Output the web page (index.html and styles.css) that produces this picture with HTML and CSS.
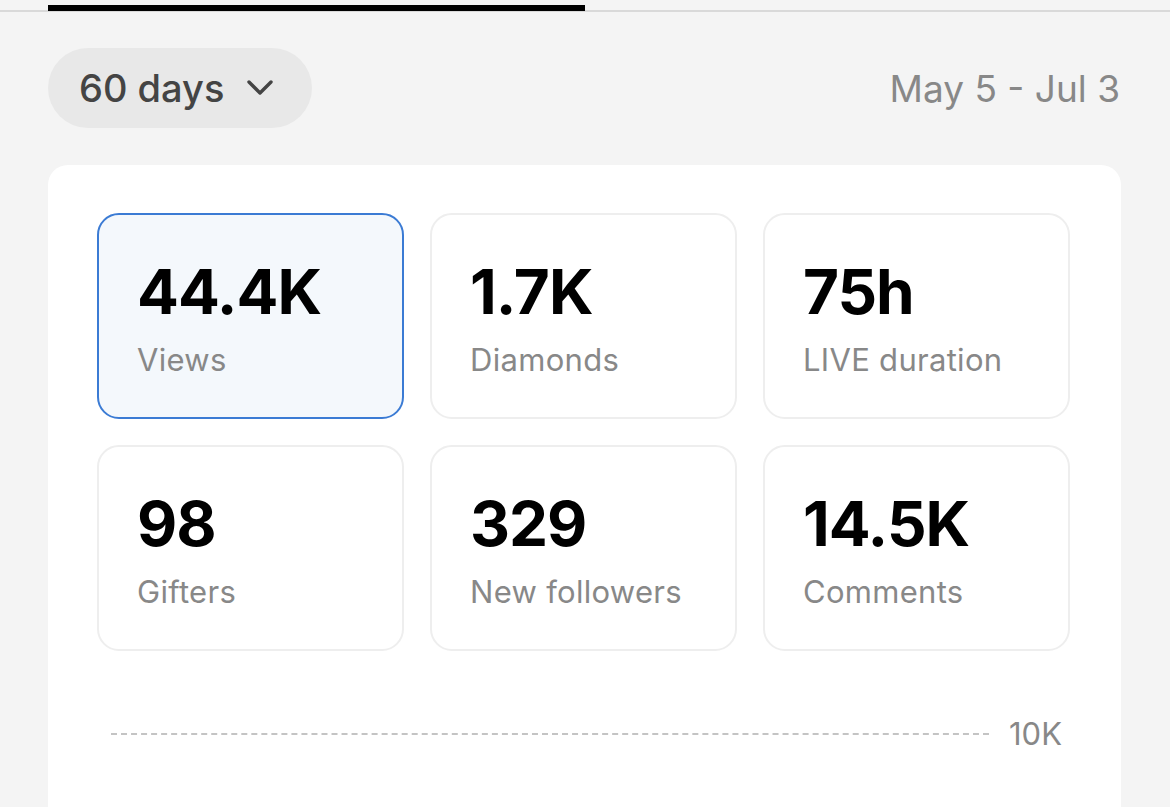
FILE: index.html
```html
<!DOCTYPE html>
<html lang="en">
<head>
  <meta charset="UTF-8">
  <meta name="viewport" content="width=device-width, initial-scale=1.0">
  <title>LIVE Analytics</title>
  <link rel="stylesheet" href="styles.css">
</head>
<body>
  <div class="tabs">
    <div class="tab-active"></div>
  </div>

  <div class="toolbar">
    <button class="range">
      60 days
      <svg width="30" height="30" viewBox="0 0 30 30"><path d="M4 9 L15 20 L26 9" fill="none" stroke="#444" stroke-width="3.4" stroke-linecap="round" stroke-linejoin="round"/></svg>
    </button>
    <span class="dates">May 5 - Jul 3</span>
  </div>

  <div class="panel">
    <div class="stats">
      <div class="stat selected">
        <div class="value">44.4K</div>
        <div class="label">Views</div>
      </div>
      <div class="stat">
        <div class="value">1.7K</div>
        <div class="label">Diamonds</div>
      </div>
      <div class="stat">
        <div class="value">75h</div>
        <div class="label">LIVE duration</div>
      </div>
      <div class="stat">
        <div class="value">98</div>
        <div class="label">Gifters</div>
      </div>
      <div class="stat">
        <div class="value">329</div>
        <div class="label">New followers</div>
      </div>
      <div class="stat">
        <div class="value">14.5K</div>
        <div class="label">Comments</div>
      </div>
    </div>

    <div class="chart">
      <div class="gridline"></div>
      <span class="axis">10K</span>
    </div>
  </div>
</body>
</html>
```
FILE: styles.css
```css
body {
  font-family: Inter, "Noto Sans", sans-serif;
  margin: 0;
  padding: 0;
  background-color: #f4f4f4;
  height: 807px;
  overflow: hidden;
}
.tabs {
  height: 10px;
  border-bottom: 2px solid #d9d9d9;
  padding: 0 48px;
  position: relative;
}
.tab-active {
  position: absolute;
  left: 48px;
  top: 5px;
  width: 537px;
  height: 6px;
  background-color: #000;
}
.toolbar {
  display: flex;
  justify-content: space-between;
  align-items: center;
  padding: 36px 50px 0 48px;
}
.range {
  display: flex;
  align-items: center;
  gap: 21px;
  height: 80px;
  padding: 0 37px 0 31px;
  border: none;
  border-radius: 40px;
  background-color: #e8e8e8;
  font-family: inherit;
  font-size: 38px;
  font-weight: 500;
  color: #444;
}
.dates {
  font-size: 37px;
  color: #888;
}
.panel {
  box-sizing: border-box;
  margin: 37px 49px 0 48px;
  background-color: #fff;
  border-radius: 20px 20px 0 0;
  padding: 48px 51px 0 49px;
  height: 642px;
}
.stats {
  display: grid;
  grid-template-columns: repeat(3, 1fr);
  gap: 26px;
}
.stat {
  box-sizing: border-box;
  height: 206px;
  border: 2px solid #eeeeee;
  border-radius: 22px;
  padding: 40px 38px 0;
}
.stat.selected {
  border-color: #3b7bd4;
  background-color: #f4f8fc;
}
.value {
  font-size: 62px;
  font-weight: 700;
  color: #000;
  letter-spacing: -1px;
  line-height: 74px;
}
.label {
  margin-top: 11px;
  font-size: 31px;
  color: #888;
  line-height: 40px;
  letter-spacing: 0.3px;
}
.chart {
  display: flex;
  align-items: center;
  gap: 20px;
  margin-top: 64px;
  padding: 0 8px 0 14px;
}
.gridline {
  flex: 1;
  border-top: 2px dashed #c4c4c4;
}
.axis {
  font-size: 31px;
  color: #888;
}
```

### Task prompt
Transcribe the material exactly, keeping every word and none of the pictures.

### Expected answer
Output the web page (index.html and styles.css) that produces this picture with HTML and CSS.
FILE: index.html
```html
<!DOCTYPE html>
<html lang="en">
<head>
  <meta charset="UTF-8">
  <meta name="viewport" content="width=device-width, initial-scale=1.0">
  <title>LIVE Analytics</title>
  <link rel="stylesheet" href="styles.css">
</head>
<body>
  <div class="tabs">
    <div class="tab-active"></div>
  </div>

  <div class="toolbar">
    <button class="range">
      60 days
      <svg width="30" height="30" viewBox="0 0 30 30"><path d="M4 9 L15 20 L26 9" fill="none" stroke="#444" stroke-width="3.4" stroke-linecap="round" stroke-linejoin="round"/></svg>
    </button>
    <span class="dates">May 5 - Jul 3</span>
  </div>

  <div class="panel">
    <div class="stats">
      <div class="stat selected">
        <div class="value">44.4K</div>
        <div class="label">Views</div>
      </div>
      <div class="stat">
        <div class="value">1.7K</div>
        <div class="label">Diamonds</div>
      </div>
      <div class="stat">
        <div class="value">75h</div>
        <div class="label">LIVE duration</div>
      </div>
      <div class="stat">
        <div class="value">98</div>
        <div class="label">Gifters</div>
      </div>
      <div class="stat">
        <div class="value">329</div>
        <div class="label">New followers</div>
      </div>
      <div class="stat">
        <div class="value">14.5K</div>
        <div class="label">Comments</div>
      </div>
    </div>

    <div class="chart">
      <div class="gridline"></div>
      <span class="axis">10K</span>
    </div>
  </div>
</body>
</html>
```
FILE: styles.css
```css
body {
  font-family: Inter, "Noto Sans", sans-serif;
  margin: 0;
  padding: 0;
  background-color: #f4f4f4;
  height: 807px;
  overflow: hidden;
}
.tabs {
  height: 10px;
  border-bottom: 2px solid #d9d9d9;
  padding: 0 48px;
  position: relative;
}
.tab-active {
  position: absolute;
  left: 48px;
  top: 5px;
  width: 537px;
  height: 6px;
  background-color: #000;
}
.toolbar {
  display: flex;
  justify-content: space-between;
  align-items: center;
  padding: 36px 50px 0 48px;
}
.range {
  display: flex;
  align-items: center;
  gap: 21px;
  height: 80px;
  padding: 0 37px 0 31px;
  border: none;
  border-radius: 40px;
  background-color: #e8e8e8;
  font-family: inherit;
  font-size: 38px;
  font-weight: 500;
  color: #444;
}
.dates {
  font-size: 37px;
  color: #888;
}
.panel {
  box-sizing: border-box;
  margin: 37px 49px 0 48px;
  background-color: #fff;
  border-radius: 20px 20px 0 0;
  padding: 48px 51px 0 49px;
  height: 642px;
}
.stats {
  display: grid;
  grid-template-columns: repeat(3, 1fr);
  gap: 26px;
}
.stat {
  box-sizing: border-box;
  height: 206px;
  border: 2px solid #eeeeee;
  border-radius: 22px;
  padding: 40px 38px 0;
}
.stat.selected {
  border-color: #3b7bd4;
  background-color: #f4f8fc;
}
.value {
  font-size: 62px;
  font-weight: 700;
  color: #000;
  letter-spacing: -1px;
  line-height: 74px;
}
.label {
  margin-top: 11px;
  font-size: 31px;
  color: #888;
  line-height: 40px;
  letter-spacing: 0.3px;
}
.chart {
  display: flex;
  align-items: center;
  gap: 20px;
  margin-top: 64px;
  padding: 0 8px 0 14px;
}
.gridline {
  flex: 1;
  border-top: 2px dashed #c4c4c4;
}
.axis {
  font-size: 31px;
  color: #888;
}
```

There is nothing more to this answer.